◆ MATERIAL
-------------------------
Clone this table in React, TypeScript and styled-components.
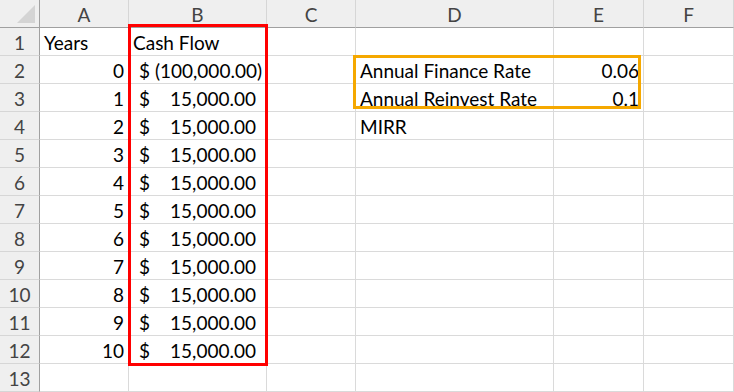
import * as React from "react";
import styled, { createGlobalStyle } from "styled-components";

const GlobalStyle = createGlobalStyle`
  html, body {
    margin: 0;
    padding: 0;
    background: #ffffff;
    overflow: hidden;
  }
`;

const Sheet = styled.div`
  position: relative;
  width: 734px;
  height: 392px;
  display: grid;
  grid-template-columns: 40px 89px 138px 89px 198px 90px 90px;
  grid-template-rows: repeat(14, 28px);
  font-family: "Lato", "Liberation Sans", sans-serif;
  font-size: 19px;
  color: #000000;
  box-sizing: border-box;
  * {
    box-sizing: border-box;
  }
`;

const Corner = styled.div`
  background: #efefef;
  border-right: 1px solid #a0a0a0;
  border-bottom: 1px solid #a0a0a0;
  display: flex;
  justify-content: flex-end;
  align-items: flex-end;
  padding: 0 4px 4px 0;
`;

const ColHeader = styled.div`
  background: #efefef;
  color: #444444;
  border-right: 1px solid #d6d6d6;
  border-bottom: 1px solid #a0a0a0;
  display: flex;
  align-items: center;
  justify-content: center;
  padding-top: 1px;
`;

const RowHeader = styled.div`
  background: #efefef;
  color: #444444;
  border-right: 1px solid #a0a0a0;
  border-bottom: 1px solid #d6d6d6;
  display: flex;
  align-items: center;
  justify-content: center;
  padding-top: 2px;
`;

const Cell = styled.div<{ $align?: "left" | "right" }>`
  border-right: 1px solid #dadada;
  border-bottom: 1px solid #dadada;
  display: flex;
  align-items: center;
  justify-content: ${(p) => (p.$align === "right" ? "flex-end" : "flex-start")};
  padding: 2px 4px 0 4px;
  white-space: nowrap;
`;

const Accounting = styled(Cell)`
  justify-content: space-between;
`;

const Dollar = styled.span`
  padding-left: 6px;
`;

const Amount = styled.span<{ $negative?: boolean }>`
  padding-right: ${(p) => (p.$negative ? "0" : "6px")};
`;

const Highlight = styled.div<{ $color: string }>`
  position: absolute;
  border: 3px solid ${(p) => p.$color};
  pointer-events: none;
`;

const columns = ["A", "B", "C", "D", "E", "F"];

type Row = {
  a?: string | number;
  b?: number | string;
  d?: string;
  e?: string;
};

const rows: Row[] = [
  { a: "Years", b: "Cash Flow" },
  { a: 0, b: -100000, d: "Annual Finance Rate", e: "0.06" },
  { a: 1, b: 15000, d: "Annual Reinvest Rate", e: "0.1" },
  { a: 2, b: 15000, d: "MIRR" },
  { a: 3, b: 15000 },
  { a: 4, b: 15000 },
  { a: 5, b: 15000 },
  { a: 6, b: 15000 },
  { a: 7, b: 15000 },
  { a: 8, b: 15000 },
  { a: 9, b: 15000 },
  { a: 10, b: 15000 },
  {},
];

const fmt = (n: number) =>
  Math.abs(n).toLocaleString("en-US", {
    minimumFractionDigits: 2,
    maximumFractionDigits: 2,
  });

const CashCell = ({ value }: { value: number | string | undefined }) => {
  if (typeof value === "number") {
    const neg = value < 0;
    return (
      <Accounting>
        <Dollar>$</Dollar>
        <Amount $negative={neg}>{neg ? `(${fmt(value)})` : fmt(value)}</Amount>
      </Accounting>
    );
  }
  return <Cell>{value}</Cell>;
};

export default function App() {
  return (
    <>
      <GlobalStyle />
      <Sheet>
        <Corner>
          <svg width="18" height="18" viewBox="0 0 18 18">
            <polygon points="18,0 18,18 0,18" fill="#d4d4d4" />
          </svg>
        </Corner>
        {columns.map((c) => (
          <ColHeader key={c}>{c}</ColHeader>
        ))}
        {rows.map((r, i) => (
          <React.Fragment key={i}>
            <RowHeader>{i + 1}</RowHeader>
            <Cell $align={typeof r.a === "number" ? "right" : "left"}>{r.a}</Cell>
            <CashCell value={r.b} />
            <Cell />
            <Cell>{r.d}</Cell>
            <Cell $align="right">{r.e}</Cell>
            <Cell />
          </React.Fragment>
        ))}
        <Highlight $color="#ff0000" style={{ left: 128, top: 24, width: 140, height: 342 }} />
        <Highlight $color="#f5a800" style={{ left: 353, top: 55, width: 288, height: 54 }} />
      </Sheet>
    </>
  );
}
-------------------------
◆ WORK INSTRUCTIONS
Return each line exactly as written. Any picture gets left out.

◆ SOLUTION TO THIS EXERCISE
Clone this table in React, TypeScript and styled-components.
import * as React from "react";
import styled, { createGlobalStyle } from "styled-components";

const GlobalStyle = createGlobalStyle`
  html, body {
    margin: 0;
    padding: 0;
    background: #ffffff;
    overflow: hidden;
  }
`;

const Sheet = styled.div`
  position: relative;
  width: 734px;
  height: 392px;
  display: grid;
  grid-template-columns: 40px 89px 138px 89px 198px 90px 90px;
  grid-template-rows: repeat(14, 28px);
  font-family: "Lato", "Liberation Sans", sans-serif;
  font-size: 19px;
  color: #000000;
  box-sizing: border-box;
  * {
    box-sizing: border-box;
  }
`;

const Corner = styled.div`
  background: #efefef;
  border-right: 1px solid #a0a0a0;
  border-bottom: 1px solid #a0a0a0;
  display: flex;
  justify-content: flex-end;
  align-items: flex-end;
  padding: 0 4px 4px 0;
`;

const ColHeader = styled.div`
  background: #efefef;
  color: #444444;
  border-right: 1px solid #d6d6d6;
  border-bottom: 1px solid #a0a0a0;
  display: flex;
  align-items: center;
  justify-content: center;
  padding-top: 1px;
`;

const RowHeader = styled.div`
  background: #efefef;
  color: #444444;
  border-right: 1px solid #a0a0a0;
  border-bottom: 1px solid #d6d6d6;
  display: flex;
  align-items: center;
  justify-content: center;
  padding-top: 2px;
`;

const Cell = styled.div<{ $align?: "left" | "right" }>`
  border-right: 1px solid #dadada;
  border-bottom: 1px solid #dadada;
  display: flex;
  align-items: center;
  justify-content: ${(p) => (p.$align === "right" ? "flex-end" : "flex-start")};
  padding: 2px 4px 0 4px;
  white-space: nowrap;
`;

const Accounting = styled(Cell)`
  justify-content: space-between;
`;

const Dollar = styled.span`
  padding-left: 6px;
`;

const Amount = styled.span<{ $negative?: boolean }>`
  padding-right: ${(p) => (p.$negative ? "0" : "6px")};
`;

const Highlight = styled.div<{ $color: string }>`
  position: absolute;
  border: 3px solid ${(p) => p.$color};
  pointer-events: none;
`;

const columns = ["A", "B", "C", "D", "E", "F"];

type Row = {
  a?: string | number;
  b?: number | string;
  d?: string;
  e?: string;
};

const rows: Row[] = [
  { a: "Years", b: "Cash Flow" },
  { a: 0, b: -100000, d: "Annual Finance Rate", e: "0.06" },
  { a: 1, b: 15000, d: "Annual Reinvest Rate", e: "0.1" },
  { a: 2, b: 15000, d: "MIRR" },
  { a: 3, b: 15000 },
  { a: 4, b: 15000 },
  { a: 5, b: 15000 },
  { a: 6, b: 15000 },
  { a: 7, b: 15000 },
  { a: 8, b: 15000 },
  { a: 9, b: 15000 },
  { a: 10, b: 15000 },
  {},
];

const fmt = (n: number) =>
  Math.abs(n).toLocaleString("en-US", {
    minimumFractionDigits: 2,
    maximumFractionDigits: 2,
  });

const CashCell = ({ value }: { value: number | string | undefined }) => {
  if (typeof value === "number") {
    const neg = value < 0;
    return (
      <Accounting>
        <Dollar>$</Dollar>
        <Amount $negative={neg}>{neg ? `(${fmt(value)})` : fmt(value)}</Amount>
      </Accounting>
    );
  }
  return <Cell>{value}</Cell>;
};

export default function App() {
  return (
    <>
      <GlobalStyle />
      <Sheet>
        <Corner>
          <svg width="18" height="18" viewBox="0 0 18 18">
            <polygon points="18,0 18,18 0,18" fill="#d4d4d4" />
          </svg>
        </Corner>
        {columns.map((c) => (
          <ColHeader key={c}>{c}</ColHeader>
        ))}
        {rows.map((r, i) => (
          <React.Fragment key={i}>
            <RowHeader>{i + 1}</RowHeader>
            <Cell $align={typeof r.a === "number" ? "right" : "left"}>{r.a}</Cell>
            <CashCell value={r.b} />
            <Cell />
            <Cell>{r.d}</Cell>
            <Cell $align="right">{r.e}</Cell>
            <Cell />
          </React.Fragment>
        ))}
        <Highlight $color="#ff0000" style={{ left: 128, top: 24, width: 140, height: 342 }} />
        <Highlight $color="#f5a800" style={{ left: 353, top: 55, width: 288, height: 54 }} />
      </Sheet>
    </>
  );
}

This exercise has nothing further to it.